The Justices produced no shortage of colorful examples to support or attack the arguments from both sides. Justice Stephen Breyer, for example, more than once painted the picture of 10-year-olds torturing babies and setting virtual schoolgirls on fire to illustrate "commonsense" limits. Justice Sonia Sotomayor, meanwhile, turned to Looney Tunes to show how hard violence is to regulate: "One of the studies ... says that the effect of violence is the same for a Bugs Bunny episode as it is for a violent video. So can the legislature now, because it has that study, say we can outlaw Bugs Bunny?"

The marble hallways of the courthouse were filled with lines of people hoping to see the hearing, a sign that the subject was sexier than the usual fare. There was an underlying irony in the onetime Terminator's objecting to simulated violence along with the classic worry that playing video games will turn kids into ticking time bombs of aggression. At stake were the hopes of civil-rights defenders like the ACLU, bent on shielding the First Amendment from any attack. And, of course, there was money on the line: that of the $10.5 billion U.S. gaming industry, for a start, and by extension, that of the motion-picture and music industries, which would see the restriction of video games as a step toward more restrictions on themselves.

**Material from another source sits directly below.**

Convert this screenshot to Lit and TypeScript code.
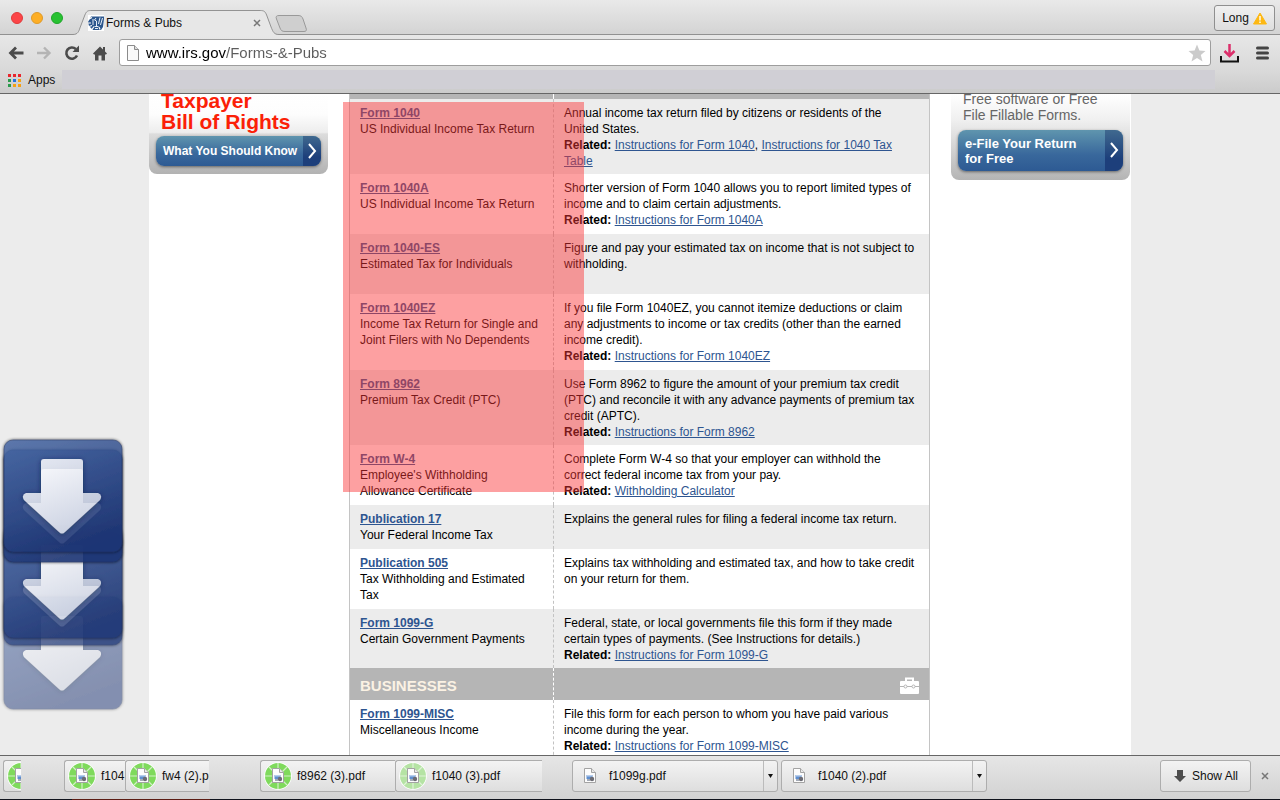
import { LitElement, html, css, svg, nothing } from "lit";
import { customElement } from "lit/decorators.js";

interface FormRow {
  name: string;
  sub: string[];
  desc: string[];
  related?: string[][];
  size?: string;
}

const individualForms: FormRow[] = [
  {
    name: "Form 1040",
    sub: ["US Individual Income Tax Return"],
    desc: ["Annual income tax return filed by citizens or residents of the", "United States."],
    related: [["Instructions for Form 1040"], ["Instructions for 1040 Tax", "Table"]],
    size: "tight",
  },
  {
    name: "Form 1040A",
    sub: ["US Individual Income Tax Return"],
    desc: ["Shorter version of Form 1040 allows you to report limited types of", "income and to claim certain adjustments."],
    related: [["Instructions for Form 1040A"]],
  },
  {
    name: "Form 1040-ES",
    sub: ["Estimated Tax for Individuals"],
    desc: ["Figure and pay your estimated tax on income that is not subject to", "withholding."],
    size: "roomy",
  },
  {
    name: "Form 1040EZ",
    sub: ["Income Tax Return for Single and", "Joint Filers with No Dependents"],
    desc: [
      "If you file Form 1040EZ, you cannot itemize deductions or claim",
      "any adjustments to income or tax credits (other than the earned",
      "income credit).",
    ],
    related: [["Instructions for Form 1040EZ"]],
  },
  {
    name: "Form 8962",
    sub: ["Premium Tax Credit (PTC)"],
    desc: [
      "Use Form 8962 to figure the amount of your premium tax credit",
      "(PTC) and reconcile it with any advance payments of premium tax",
      "credit (APTC).",
    ],
    related: [["Instructions for Form 8962"]],
    size: "tight",
  },
  {
    name: "Form W-4",
    sub: ["Employee's Withholding", "Allowance Certificate"],
    desc: ["Complete Form W-4 so that your employer can withhold the", "correct federal income tax from your pay."],
    related: [["Withholding Calculator"]],
  },
  {
    name: "Publication 17",
    sub: ["Your Federal Income Tax"],
    desc: ["Explains the general rules for filing a federal income tax return."],
  },
  {
    name: "Publication 505",
    sub: ["Tax Withholding and Estimated", "Tax"],
    desc: ["Explains tax withholding and estimated tax, and how to take credit", "on your return for them."],
  },
  {
    name: "Form 1099-G",
    sub: ["Certain Government Payments"],
    desc: ["Federal, state, or local governments file this form if they made", "certain types of payments. (See Instructions for details.)"],
    related: [["Instructions for Form 1099-G"]],
    size: "tight",
  },
];

const businessForms: FormRow[] = [
  {
    name: "Form 1099-MISC",
    sub: ["Miscellaneous Income"],
    desc: ["File this form for each person to whom you have paid various", "income during the year."],
    related: [["Instructions for Form 1099-MISC"]],
  },
];

const lines = (parts: string[]) => parts.map((p, i) => html`${i ? html`<br />` : nothing}${p}`);

const docIcon = (x: number, y: number) => svg`
  <g transform="translate(${x} ${y})">
    <path d="M.5 .5h7l4 4v10h-11z" fill="#fdfdfd" stroke="#a3a3a3" />
    <path d="M7.500 .5v4h4" fill="#e8e8e8" stroke="#a3a3a3" />
    <path d="M2.500 7h6v4h-6z" fill="#5f8fd0" />
    <path d="M2.500 7h6v1.500h-6z" fill="#b7cdec" />
    <circle cx="8" cy="11" r="2.200" fill="#6c6c74" />
    <path d="M3 11.500h3v1H3z" fill="#4a5870" />
  </g>`;

@customElement("browser-chrome")
export class BrowserChrome extends LitElement {
  static styles = css`
    :host {
      display: block;
      flex: none;
      font-family: "Liberation Sans", Arial, sans-serif;
      border-bottom: 1px solid #666;
    }
    button, input { font-family: inherit; margin: 0; padding: 0; border: 0; background: none; }
    svg { display: block; }
    .strip {
      display: flex;
      align-items: flex-end;
      height: 35px;
      background: linear-gradient(#e9e9e9, #d3d3d3);
      box-shadow: inset 0 -1px #919191;
    }
    .lights { display: flex; gap: 8px; align-self: center; padding-left: 11px; }
    .light { width: 12px; height: 12px; border-radius: 50%; box-sizing: border-box; border: 1px solid #df3b3b; background: #fc4548; }
    .light.amber { background: #fdae25; border-color: #de9a2a; }
    .light.green { background: #28c232; border-color: #1fa52a; }
    .tab { position: relative; width: 206px; height: 25px; margin-left: 10px; display: flex; align-items: center; }
    .tab .shape { position: absolute; inset: 0; }
    .tab > :not(.shape) { position: relative; }
    .tab .fav { margin-left: 15px; }
    .title { font-size: 12px; color: #111; flex: 1; padding-left: 2px; }
    .close { width: 16px; height: 16px; margin-right: 14px; display: grid; place-items: center; }
    .newtab { width: 34px; height: 17px; margin: 0 0 3px -5px; position: relative; }
    .user {
      margin: 0 5px 4px auto;
      height: 26px;
      width: 61px;
      border: 1px solid #8f8f8f;
      border-radius: 3px;
      display: flex;
      align-items: center;
      justify-content: center;
      gap: 4px;
      font-size: 12px;
      color: #111;
      background: linear-gradient(#f0f0f0, #dedede);
    }
    .bar { display: flex; align-items: center; height: 35px; background: linear-gradient(#e7e7e7, #d9d9d9); }
    .nav { display: flex; gap: 12px; padding: 0 11px 0 8px; }
    .address {
      flex: 1;
      display: flex;
      align-items: center;
      height: 25px;
      background: #fff;
      border: 1px solid #9d9d9d;
      border-radius: 3px;
      padding: 0 4px 0 7px;
    }
    .url {
      flex: 1;
      height: 23px;
      margin-left: 7px;
      font-size: 15px;
      color: transparent;
      background: linear-gradient(90deg, #000 80px, #5c5c5c 80px);
      -webkit-background-clip: text;
      background-clip: text;
      outline: none;
    }
    .tools { display: flex; align-items: center; gap: 17px; padding: 0 11px 0 9px; }
    .marks { display: flex; align-items: flex-start; height: 23px; background: linear-gradient(#dadada, #cbcbcb); }
    .apps { display: flex; align-items: center; gap: 7px; padding: 0 7px 0 8px; font-size: 12px; color: #111; height: 20px; }
    .blank { flex: 1; height: 19px; margin-right: 65px; background: #d0cfd5; }
  `;

  render() {
    const dots = ["#e8262d", "#e8262d", "#e8262d", "#2a9a4c", "#2672de", "#f5a014", "#2a9a4c", "#f5a014", "#f5a014"];
    return html`
      <div class="strip">
        <div class="lights"><span class="light"></span><span class="light amber"></span><span class="light green"></span></div>
        <div class="tab">
          <svg class="shape" width="206" height="25" viewBox="0 0 208 25" preserveAspectRatio="none">
            <path d="M0 24.500C5 24.500 6 21 7 18L12 5C13.500 1.500 14.500 .5 18 .5H189C193 .5 194 1.500 195.500 5L200 17C202 22 203 24.500 208 24.500V25H0Z" fill="#e7e7e7" />
            <path d="M0 24.500C5 24.500 6 21 7 18L12 5C13.500 1.500 14.500 .5 18 .5H189C193 .5 194 1.500 195.500 5L200 17C202 22 203 24.500 208 24.500" fill="none" stroke="#929292" />
          </svg>
          <svg class="fav" width="16" height="16" viewBox="0 0 16 16">
            <rect width="16" height="16" fill="#fff" />
            <path d="M3 1.500H16V4L15 12 13 15H5L1 11 0 7Z" fill="#2c578e" />
            <path d="M0 4.500L4 2.500M0 8h3M1 11.500l3-1M4 14.500l2-3M12 14.500l-1-2.500" stroke="#fff" stroke-width="1.200" fill="none" />
            <path d="M5 4v6M8 3L6.500 5 8.500 6V11M6.500 11.500h4M12 2.500L10.500 9M14.500 3L12.500 10M7 13.500h3" stroke="#e6eef7" fill="none" />
          </svg>
          <span class="title">Forms &amp; Pubs</span>
          <button class="close" aria-label="Close tab"><svg width="8" height="8"><path d="M1 1l6 6M7 1L1 7" stroke="#777" stroke-width="1.500" /></svg></button>
        </div>
        <button class="newtab" aria-label="New tab">
          <svg width="34" height="17"><path d="M5 .5H24C27 .5 28 1.500 29 4L32 13C33 15.500 32 16.500 30 16.500H11C8 16.500 7 15.500 6 13L2.500 4C1.500 1.500 2.500 .5 5 .5Z" fill="#cfcfcf" stroke="#999" /></svg>
        </button>
        <button class="user">Long
          <svg width="14" height="13"><path d="M7 1L13.500 12H.5Z" fill="#fdb813" stroke="#fdb813" stroke-linejoin="round" /><path d="M7 4v4.500M7 9.500V11" stroke="#fff" stroke-width="1.400" /></svg>
        </button>
      </div>
      <div class="bar">
        <div class="nav">
          <button aria-label="Back"><svg width="16" height="16"><path d="M15.500 8H3M8 2.500L2.500 8 8 13.500" stroke="#4b4b4b" stroke-width="2.800" fill="none" /></svg></button>
          <button aria-label="Forward"><svg width="16" height="16"><path d="M1 8H13M8 2.500L13.500 8 8 13.500" stroke="#b4b4b4" stroke-width="2.400" fill="none" /></svg></button>
          <button aria-label="Reload"><svg width="16" height="16"><path d="M13 10.500A5.600 5.600 0 1 1 11.800 4" stroke="#4b4b4b" stroke-width="2.600" fill="none" /><path d="M15 .5V7H8.500Z" fill="#4b4b4b" /></svg></button>
          <button aria-label="Home"><svg width="16" height="16"><path d="M8 1.500L1 8.500 2 9.500h1V15.500H6.500v-5h3v5H13V9.500h1L15 8.500 13 6.500V2h-2v2.500z" fill="#4b4b4b" /></svg></button>
        </div>
        <div class="address">
          <svg width="12" height="16"><path d="M.5 .5H7.500L11.500 4.500V15.500H.5Z" fill="#fafafa" stroke="#8b8b8b" /><path d="M7.500 .5V4.500H11.500" fill="#ddd" stroke="#8b8b8b" /></svg>
          <input class="url" aria-label="Address" value="www.irs.gov/Forms-&-Pubs" />
          <svg width="18" height="18" viewBox="0 0 18 18"><path d="M9 .5L11.400 6.600 17.500 7 12.800 11 14.500 17.500 9 14 3.500 17.500 5.200 11 .5 7 6.600 6.600Z" fill="#cbcbcb" /></svg>
        </div>
        <div class="tools">
          <button aria-label="Downloads"><svg width="19" height="20"><path d="M1 13v5.500H18V13" stroke="#111" stroke-width="2" fill="none" /><path d="M9.500 1V13M4.500 8l5 5 5-5" stroke="#dc2f6b" stroke-width="2.500" fill="none" /></svg></button>
          <button aria-label="Menu"><svg width="13" height="14"><path d="M1.500 2h10M1.500 7h10M1.500 12h10" stroke="#444" stroke-width="3" stroke-linecap="round" /></svg></button>
        </div>
      </div>
      <div class="marks">
        <button class="apps">
          <svg width="13" height="13">${dots.map((c, i) => svg`<rect x=${(i % 3) * 5} y=${Math.floor(i / 3) * 5} width="3" height="3" fill=${c} />`)}</svg>
          Apps
        </button>
        <div class="blank"></div>
      </div>
    `;
  }
}

@customElement("forms-table")
export class FormsTable extends LitElement {
  static styles = css`
    :host { display: block; font: 12px/16px "Liberation Sans", Arial, sans-serif; color: #000; }
    table { width: 100%; border-collapse: separate; border-spacing: 0; table-layout: fixed; border: solid #c4c4c4; border-width: 0 1px; box-sizing: border-box; }
    .first { width: 204px; }
    td, th { padding: 6px 0 6px 10px; vertical-align: top; text-align: left; white-space: nowrap; box-sizing: border-box; }
    td:first-child, th:first-child { border-right: 1px dashed #c2c2c2; }
    .shade td { background: #ececec; }
    .tight td { padding-bottom: 5px; }
    .roomy td { padding-bottom: 22px; }
    a { color: #2e5590; }
    .name { font-weight: bold; }
    .head th { background: #b5b5b5; height: 32px; padding: 8px 0 4px 10px; font-size: 15px; line-height: 20px; color: #fbf2e4; }
    .head th:first-child { border-right-color: #fff; }
    .head.cut th { height: 5px; padding: 0; }
    .case { display: block; margin: 1px 10px 0 auto; }
  `;

  private row(r: FormRow, shaded: boolean) {
    return html`<tr class="${shaded ? "shade" : ""} ${r.size ?? ""}">
      <td><a class="name" href="#">${r.name}</a><br />${lines(r.sub)}</td>
      <td>${lines(r.desc)}${r.related
        ? html`<br /><b>Related:</b> ${r.related.map((l, i) => html`${i ? ", " : nothing}<a href="#">${lines(l)}</a>`)}`
        : nothing}</td>
    </tr>`;
  }

  render() {
    return html`<table>
      <colgroup><col class="first" /><col /></colgroup>
      <tbody>
        <tr class="head cut"><th></th><th></th></tr>
        ${individualForms.map((r, i) => this.row(r, i % 2 === 0))}
        <tr class="head">
          <th>BUSINESSES</th>
          <th>
            <svg class="case" width="19" height="17">
              <path d="M6 4V1.500h7V4" stroke="#fff" stroke-width="2" fill="none" />
              <rect y="4" width="19" height="13" rx="1" fill="#fff" />
              <path d="M0 9.500h4M7 9.500h5M15 9.500h4" stroke="#b5b5b5" />
              <circle cx="5.500" cy="9.500" r="1.500" fill="#fff" stroke="#b5b5b5" />
              <circle cx="13.500" cy="9.500" r="1.500" fill="#fff" stroke="#b5b5b5" />
            </svg>
          </th>
        </tr>
        ${businessForms.map((r) => this.row(r, false))}
      </tbody>
    </table>`;
  }
}

@customElement("download-shelf")
export class DownloadShelf extends LitElement {
  static styles = css`
    :host {
      display: flex;
      flex: none;
      align-items: center;
      height: 44px;
      box-sizing: border-box;
      padding: 0 7px 3px 3px;
      font: 12px "Liberation Sans", Arial, sans-serif;
      border-top: 1px solid #666;
      background: linear-gradient(#e6e6e6, #d2d2d2);
    }
    svg { display: block; flex: none; }
    button { font: inherit; color: #111; margin: 0; padding: 0; white-space: nowrap; }
    .item {
      display: flex;
      align-items: center;
      height: 32px;
      box-sizing: border-box;
      border: 1px solid #adadad;
      border-radius: 3px;
      background: linear-gradient(#f3f3f3, #dedede);
      overflow: hidden;
      padding-left: 3px;
      gap: 5px;
      flex: none;
    }
    .item.cut { border-right: 0; border-radius: 3px 0 0 3px; }
    .item.done { padding-left: 11px; gap: 12px; margin-right: 3px; }
    .drop { margin-left: auto; width: 14px; height: 30px; border: 0; border-left: 1px solid #bbb; background: none; display: grid; place-items: center; }
    .label { border: 0; background: none; }
    .all { width: 91px; margin-left: auto; padding-left: 13px; gap: 6px; }
    .close { border: 0; background: none; width: 16px; height: 16px; margin-left: 6px; display: grid; place-items: center; }
  `;

  private ring(faded: boolean) {
    const fill = faded ? "#b5e3a4" : "#7fda5c";
    return svg`
      <circle cx="14" cy="14" r="13.800" fill="#fff" />
      <circle cx="14" cy="14" r="13" fill=${fill} />
      <path d="M14 1v26M1 14h26M5 5l18 18M23 5L5 23" stroke="#eef7e9" stroke-width="1.200" opacity=".75" />
      <circle cx="14" cy="14" r="6" fill="#e2efdc" />
      ${docIcon(8, 6)}`;
  }

  private progress(name: string, width: number, after: number, faded = false) {
    return html`<button class="item cut" style="width:${width}px;margin-right:${after}px">
      <svg width="28" height="28">${this.ring(faded)}</svg>${name}
    </button>`;
  }

  private done(name: string, width: number) {
    return html`<div class="item done" style="width:${width}px">
      <svg width="13" height="16">${docIcon(0, 0)}</svg>
      <button class="label">${name}</button>
      <button class="drop" aria-label="Options for ${name}"><svg width="5" height="5"><path d="M0 0h5L2.500 4z" fill="#111" /></svg></button>
    </div>`;
  }

  render() {
    return html`
      ${this.progress("", 18, 43)}
      ${this.progress("f104", 61, 0)}
      ${this.progress("fw4 (2).pdf", 84, 51)}
      ${this.progress("f8962 (3).pdf", 135, 0)}
      ${this.progress("f1040 (3).pdf", 147, 30, true)}
      ${this.done("f1099g.pdf", 206)}
      ${this.done("f1040 (2).pdf", 206)}
      <button class="item all">
        <svg width="12" height="12"><path d="M3 0h6v6h3L6 12 0 6h3z" fill="#4d4d4d" /></svg>Show All
      </button>
      <button class="close" aria-label="Close downloads"><svg width="8" height="8"><path d="M1 1l6 6M7 1L1 7" stroke="#777" stroke-width="1.500" /></svg></button>
    `;
  }
}

@customElement("app-root")
export class AppRoot extends LitElement {
  static styles = css`
    :host {
      display: flex;
      flex-direction: column;
      height: 100vh;
      overflow: hidden;
      font-family: "Liberation Sans", Arial, sans-serif;
    }
    main { flex: 1; min-height: 0; overflow: hidden; background: #ececec; position: relative; }
    .edge { flex: none; height: 1px; background: linear-gradient(90deg, #10131c 72px, #5c1d14 72px 210px, #10131c 210px); }
    .page {
      width: min(982px, 100%);
      min-height: 100%;
      margin: 0 auto;
      background: #fff;
      display: grid;
      grid-template-columns: 179px 581px 179px;
      gap: 21px;
      align-items: start;
      position: relative;
    }
    .card { border-radius: 0 0 8px 8px; overflow: hidden; box-sizing: border-box; padding: 0 7px 8px; background: linear-gradient(#fff, #f0f0f0 30%, #b4b4b4); }
    .card.rights { background: linear-gradient(#fff 0, #fdfdfd 25%, #ededed 48%, #dcdcdc 50%, #b2b2b2); }
    .rights h2 { margin: -4px 0 0; padding-left: 5px; font-size: 21px; line-height: 21px; color: #fb2007; white-space: nowrap; }
    .card p { margin: -3px 0 0; padding: 0 0 0 5px; font-size: 14px; line-height: 16px; color: #666; }
    .cta {
      display: flex;
      align-items: stretch;
      width: 100%;
      border-radius: 8px;
      overflow: hidden;
      background: linear-gradient(#5f95ae, #39689c 60%, #2d5a93);
      box-shadow: 0 1px 3px #0007;
      color: #fff;
      font-size: 12px;
      font-weight: bold;
      line-height: 15px;
      text-decoration: none;
      white-space: nowrap;
    }
    .cta.one { height: 30px; margin-top: 4px; }
    .cta.two { height: 41px; margin: 7px 0 1px; font-size: 13px; }
    .cta span { flex: 1; align-self: center; padding-left: 7px; }
    .cta svg { flex: none; width: 18px; height: 100%; background: linear-gradient(#40698f, #1d3f7b 70%); }
    .mask { position: absolute; left: 194px; top: 8px; width: 241px; height: 390px; background: rgba(250, 53, 56, 0.47); pointer-events: none; }
    .arrows { position: absolute; left: 0; top: 340px; }
  `;

  private tile(y: number, opacity: number) {
    return svg`<g transform="translate(4 ${y})" opacity=${opacity}>
      <rect width="118" height="112" rx="9" fill="url(#tile)" stroke="#1c2f5f" stroke-width=".6" filter="url(#glow)" />
      <path d="M40 19H76Q79 19 79 22V53H94Q99 55 96 60L61 92Q58 95 55 92L20 60Q17 55 22 53H37V22Q37 19 40 19Z" fill="url(#arrow)" filter="url(#soft)" />
    </g>`;
  }

  render() {
    return html`
      <browser-chrome></browser-chrome>
      <main>
        <div class="page">
          <section class="card rights">
            <h2>Taxpayer<br />Bill of Rights</h2>
            <a class="cta one" href="#"><span>What You Should Know</span><svg viewBox="0 0 18 30"><path d="M6 8l6 7-6 7" stroke="#fff" stroke-width="2" fill="none" /></svg></a>
          </section>
          <forms-table></forms-table>
          <section class="card">
            <p>Free software or Free<br />File Fillable Forms.</p>
            <a class="cta two" href="#"><span>e-File Your Return<br />for Free</span><svg viewBox="0 0 18 41"><path d="M6 13l6 7-6 7" stroke="#fff" stroke-width="2" fill="none" /></svg></a>
          </section>
          <div class="mask"></div>
        </div>
        <svg class="arrows" width="128" height="282" viewBox="0 0 128 282">
          <defs>
            <linearGradient id="tile" x1="0" y1="0" x2=".4" y2="1">
              <stop offset="0" stop-color="#4767a3" /><stop offset="1" stop-color="#1f3674" />
            </linearGradient>
            <linearGradient id="arrow" x1="0" y1="0" x2=".4" y2="1">
              <stop offset="0" stop-color="#fdfdff" /><stop offset="1" stop-color="#cfd5e4" />
            </linearGradient>
            <filter id="glow" x="-10%" y="-10%" width="120%" height="120%"><feDropShadow dx="0" dy="0" stdDeviation="1.800" flood-color="#000" flood-opacity=".8" /></filter>
            <filter id="soft" x="-20%" y="-20%" width="140%" height="140%"><feDropShadow dx="0" dy="1" stdDeviation="2.500" flood-color="#0c1a42" flood-opacity=".7" /></filter>
          </defs>
          ${this.tile(163, 0.5)} ${this.tile(99, 0.7)} ${this.tile(92, 0.75)} ${this.tile(16, 0.9)} ${this.tile(6, 0.87)}
        </svg>
      </main>
      <download-shelf></download-shelf>
      <div class="edge"></div>
    `;
  }
}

The wording of the law, which would regulate games that appeal to the "deviant or morbid" interest of minors, quickly came under fire. "What's a deviant — a deviant violent video game? As opposed to what? A normal violent video game?" asked Justice Antonin Scalia a few minutes into the hearing. "Some of the Grimm's Fairy Tales are quite grim." Later Justice Elena Kagan, President Obama's new appointee, quizzed the California lawyer about whether Mortal Kombat, an "iconic game," would be considered off-limits. "I am sure half of the clerks who work for us spent considerable amounts of time in their adolescence playing," she said. (To which Scalia playfully replied, to much guffawing, "I don't know what she's talking about.")

The Violent Video Games Act was never enacted, so the lawyer for California could only hazard a guess about which games would be regulated. Trade groups sued early on, putting the law in limbo, and lower courts ruled that because video games were a form of expression, the law did indeed violate the First Amendment. The Supreme Court Justices seemed loathe to put a new limit on constitutionally protected speech, but they seemed equally reluctant to say the government could play no role in keeping gruesome games out of children's hands.

As it stands, video games are rated in a voluntary system (through the self-regulated Entertainment Software Rating Board) that marks games meant for players age 17 and older as "Mature." A Federal Trade Commission study from 2009 found that this regulatory code was more stringent than those used for movies and music and was regularly enforced by retailers even though it's not legally required.

By the time the hourlong hearing came to a close, the number of protesters had ballooned. Many were from youth-rights organizations and felt that kids should have a say in the matter. "This law discriminates against young people, in that young people are the ones who are being targeted in this law," says Alex Koroknay-Palicz, 29, executive director of the National Youth Rights Association. "Anything young people are interested in, adults are scared of ... Today's Election Day. People around the country are making their voices heard, and young people are completely cut out of that system."

But at least one of those youthful voices would speak out in favor of the California law. "I have a lot of friends [who] play video games that are M-rated, and you definitely see that it does have an effect on them. They're a lot more violent, and they're more aggressive," says Cole Cooper, a 13-year-old who attended the arguments with his father. "I personally think it's the logical thing to do."